- [Task directions] Pictures stay out of the copy; restate everything else in the material exactly.

>>>

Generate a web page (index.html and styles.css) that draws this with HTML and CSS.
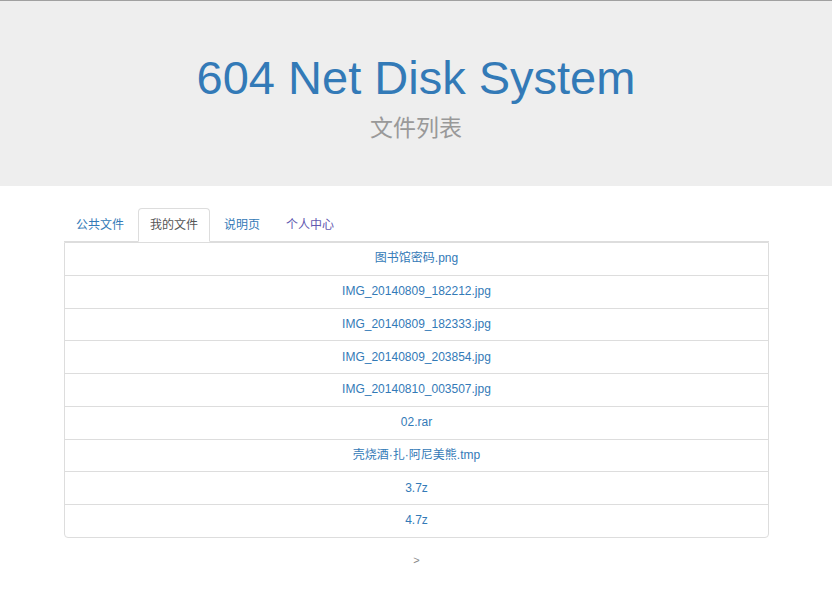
FILE: index.html
```html
<!DOCTYPE html>
<html lang="zh-CN">
<head>
<meta charset="utf-8">
<title>604 Net Disk System</title>
<link rel="stylesheet" href="styles.css">
</head>
<body>
<header class="jumbotron">
  <h1 class="title"><a href="#">604 Net Disk System</a></h1>
  <p class="subtitle">文件列表</p>
</header>
<main class="container">
  <ul class="tabs">
    <li class="tab"><a href="#">公共文件</a></li>
    <li class="tab active"><a href="#">我的文件</a></li>
    <li class="tab"><a href="#">说明页</a></li>
    <li class="tab visited"><a href="#">个人中心</a></li>
  </ul>
  <div class="file-list">
    <a class="file" href="#">图书馆密码.png</a>
    <a class="file" href="#">IMG_20140809_182212.jpg</a>
    <a class="file" href="#">IMG_20140809_182333.jpg</a>
    <a class="file" href="#">IMG_20140809_203854.jpg</a>
    <a class="file" href="#">IMG_20140810_003507.jpg</a>
    <a class="file" href="#">02.rar</a>
    <a class="file" href="#">壳烧酒·扎·阿尼美熊.tmp</a>
    <a class="file" href="#">3.7z</a>
    <a class="file" href="#">4.7z</a>
  </div>
  <div class="pager"><a href="#">&gt;</a></div>
</main>
</body>
</html>
```
FILE: styles.css
```css
html, body {
  margin: 0;
  padding: 0;
  background: #fff;
}
body {
  font-family: "Liberation Sans", Arial, "Noto Sans CJK SC", sans-serif;
  font-size: 12px;
  line-height: 17px;
  color: #333;
  border-top: 1px solid #a0a0a0;
}
a {
  text-decoration: none;
  color: #337ab7;
}
.jumbotron {
  background: #eee;
  height: 185px;
  box-sizing: border-box;
  padding-top: 51px;
  text-align: center;
}
.title {
  margin: 0;
  font-size: 47px;
  font-weight: normal;
  line-height: 52px;
}
.title a {
  color: #337ab7;
}
.subtitle {
  margin: 9px 0 0;
  font-size: 23px;
  line-height: 30px;
  color: #999;
}
.container {
  margin: 22px 63px 0 64px;
}
.tabs {
  list-style: none;
  margin: 0;
  padding: 0;
  display: flex;
  border-bottom: 1px solid #ddd;
}
.tab {
  margin: 0 2px -1px 0;
}
.tab a {
  display: block;
  padding: 8px 11px;
  line-height: 16px;
  border: 1px solid transparent;
  border-radius: 4px 4px 0 0;
  color: #337ab7;
}
.tab.active a {
  color: #555;
  background: #fff;
  border-color: #ddd #ddd transparent;
}
.tab.visited a {
  color: #6259b0;
}
.file-list {
  display: flex;
  flex-direction: column;
  border: 1px solid #ddd;
  border-radius: 0 0 4px 4px;
}
.file {
  display: block;
  text-align: center;
  padding: 7.39px 12px;
  line-height: 17px;
  color: #337ab7;
  border-top: 1px solid #ddd;
}
.file:first-child {
  border-top: 0;
}
.pager {
  margin-top: 14px;
  text-align: center;
  font-size: 11px;
}
.pager a {
  color: #888;
}
```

<<<

- [Exercise output]
Generate a web page (index.html and styles.css) that draws this with HTML and CSS.
FILE: index.html
```html
<!DOCTYPE html>
<html lang="zh-CN">
<head>
<meta charset="utf-8">
<title>604 Net Disk System</title>
<link rel="stylesheet" href="styles.css">
</head>
<body>
<header class="jumbotron">
  <h1 class="title"><a href="#">604 Net Disk System</a></h1>
  <p class="subtitle">文件列表</p>
</header>
<main class="container">
  <ul class="tabs">
    <li class="tab"><a href="#">公共文件</a></li>
    <li class="tab active"><a href="#">我的文件</a></li>
    <li class="tab"><a href="#">说明页</a></li>
    <li class="tab visited"><a href="#">个人中心</a></li>
  </ul>
  <div class="file-list">
    <a class="file" href="#">图书馆密码.png</a>
    <a class="file" href="#">IMG_20140809_182212.jpg</a>
    <a class="file" href="#">IMG_20140809_182333.jpg</a>
    <a class="file" href="#">IMG_20140809_203854.jpg</a>
    <a class="file" href="#">IMG_20140810_003507.jpg</a>
    <a class="file" href="#">02.rar</a>
    <a class="file" href="#">壳烧酒·扎·阿尼美熊.tmp</a>
    <a class="file" href="#">3.7z</a>
    <a class="file" href="#">4.7z</a>
  </div>
  <div class="pager"><a href="#">&gt;</a></div>
</main>
</body>
</html>
```
FILE: styles.css
```css
html, body {
  margin: 0;
  padding: 0;
  background: #fff;
}
body {
  font-family: "Liberation Sans", Arial, "Noto Sans CJK SC", sans-serif;
  font-size: 12px;
  line-height: 17px;
  color: #333;
  border-top: 1px solid #a0a0a0;
}
a {
  text-decoration: none;
  color: #337ab7;
}
.jumbotron {
  background: #eee;
  height: 185px;
  box-sizing: border-box;
  padding-top: 51px;
  text-align: center;
}
.title {
  margin: 0;
  font-size: 47px;
  font-weight: normal;
  line-height: 52px;
}
.title a {
  color: #337ab7;
}
.subtitle {
  margin: 9px 0 0;
  font-size: 23px;
  line-height: 30px;
  color: #999;
}
.container {
  margin: 22px 63px 0 64px;
}
.tabs {
  list-style: none;
  margin: 0;
  padding: 0;
  display: flex;
  border-bottom: 1px solid #ddd;
}
.tab {
  margin: 0 2px -1px 0;
}
.tab a {
  display: block;
  padding: 8px 11px;
  line-height: 16px;
  border: 1px solid transparent;
  border-radius: 4px 4px 0 0;
  color: #337ab7;
}
.tab.active a {
  color: #555;
  background: #fff;
  border-color: #ddd #ddd transparent;
}
.tab.visited a {
  color: #6259b0;
}
.file-list {
  display: flex;
  flex-direction: column;
  border: 1px solid #ddd;
  border-radius: 0 0 4px 4px;
}
.file {
  display: block;
  text-align: center;
  padding: 7.39px 12px;
  line-height: 17px;
  color: #337ab7;
  border-top: 1px solid #ddd;
}
.file:first-child {
  border-top: 0;
}
.pager {
  margin-top: 14px;
  text-align: center;
  font-size: 11px;
}
.pager a {
  color: #888;
}
```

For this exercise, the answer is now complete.